Mortgage rates have dropped, but how do you know when it’s time to refinance?
SMITH BRAIN TRUST – With mortgage rates recently falling to a three-year low, maybe you’ve been wondering whether it might be time to refinance.
Maryland Smith’s Clifford Rossi has some math to help you decide.
“There are quite a few variables to consider,” says Rossi, Executive-in-Residence and Professor of the Practice at the University of Maryland’s Robert H. Smith School of Business. For example, what do the homeowners hope to gain from the refinance? Are they looking to pull out equity for a child’s university tuition or for a renovation project, or are they simply looking to save money?
The question borrowers should ask themselves, Rossi says, is when are conditions in your favor to refinance, or in finance-speak, when are you “in-the-money” to refinance?

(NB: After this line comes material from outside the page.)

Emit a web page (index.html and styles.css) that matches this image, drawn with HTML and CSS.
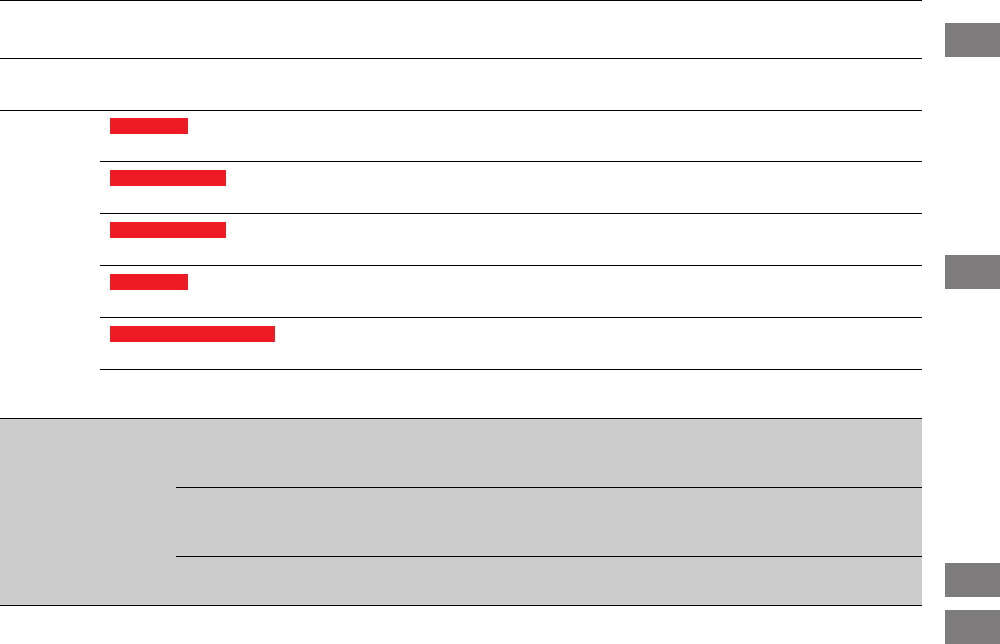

For Rossi’s back-of-the-envelope calculations, he decided to simplify the motivation factor, and consider the refinance question strictly from the point of view of homeowners who are looking to save money.
First, Rossi says, homeowners should calculate the difference between their current note rate, compared to the prevailing market rate. “The bigger the difference, the more ‘in-the-money’ you are, and the bigger monthly savings you are likely to see.”
Just a fraction of a percentage point can make a sizable difference. Rossi ran some numbers to illustrate his point.
The average rate on a 30-year-fixed rate mortgage, the most popular home loan in the United States, was at 3.45%, as of Feb. 6, according to the Freddie Mac Primary Mortgage Market Survey data. That’s down from 3.72% in early January, a savings of about 27 basis points. A year ago, the average 30-year fixed rate was about 4.37% – or 92 basis points higher.
Let’s assume the homeowners have $250,000 remaining on their mortgage, and they locked in at that 3.72% rate, with a 30-year amortizing mortgage, and now they can drop their rate to 3.45% with a new 30-year loan.
Those homeowners would currently be paying a monthly principal and interest of about $1,155, and under the refinanced mortgage would have a monthly payment of $1,115. It’s not a big savings, Rossi notes, about $40 a month, but it’s only a 27 basis point reduction in the mortgage rate.
“Now, if you were paying 4.72% on your mortgage, and you were able to drop 100 basis points by refinancing, you would save about $185,” he says.
But your monthly outlay is only part of the story, Rossi notes. Before becoming a full-time professor at Maryland Smith, Rossi was Managing Director and Chief Risk Officer for Citigroup’s Consumer Lending Group, overseeing the risk of a global portfolio of mortgage, home equity, student loans and auto loans valued in excess of $300 billion.
Borrowers need to consider what points, fees and other costs they might incur by refinancing.
Let’s say that on the hypothetical mortgage, those points and fees together came to about $1,000 on the $250,000 loan amount. In other words, let’s imagine our homeowners are refinancing to a 3.45% 30-year mortgage, from that 3.72% rate.
“They’re saving about $40 a month, but it will take them about 25 months to break even on that $1,000 in loan fees and points,” Rossi says.
Homeowners should ask themselves how long they plan to stay in the house, he says. “If you’ve been in the house for a few years and you plan to stay in the house for the long haul, then, gee, that seems like the way to go. Any time you can reduce that payment and it’s not going to take you a long payback period to do it, that seems like a reasonable thing to do.”
On the other hand, if you’re thinking about relocating in the next couple of years for a bigger house, better school district or new job opportunity, it may not make that much sense to refinance.
Paying it off faster
If you’re thinking about refinancing, and if you have the means to do so, consider moving into a shorter amortizing loan, Rossi says, like a 15-year loan, rather than a 30-year. “This depends a lot on the borrowers’ circumstances,” he says.
In the hypothetical, $250,000 example, the homeowners would see their mortgage bill increase to about $1,700 a month, from $1,155. That’s the downside. “But they could pay off the house a lot faster,” Rossi says.
“Shop for the best rate that’s out there,” he says, when asked for his best advice for homeowners. Check sites like Bankrate.com for “a sanity check” on what rates are out there.
Know your credit score before you start shopping for a mortgage. Rossi recommends checking their scores at a site such as CreditKarma.com. “People always need to be mindful of what their creditworthiness is,” he says, noting that FICO recently changed its scoring methods.
Keep tabs on the overall economy, markets and the Federal Reserve. This year, median forecasts call for GDP growth around 2%, continued low unemployment and mild inflation. The stock market, Rossi says, appears poised for a pullback. “It’s too exuberant, even for my taste,” he says. “Most major asset classes out there are a bit rich.”
Diversify. “You don’t want to do anything stupid by putting too many eggs in one basket,” Rossi says. “But if you're already in a mortgage and you’ve got a good job, you can't hurt yourself by refinancing. Particularly if you’re planning on staying in the house for a while. Take advantage of the low rates while you can, put it in your pocket and let the rest of it happen.”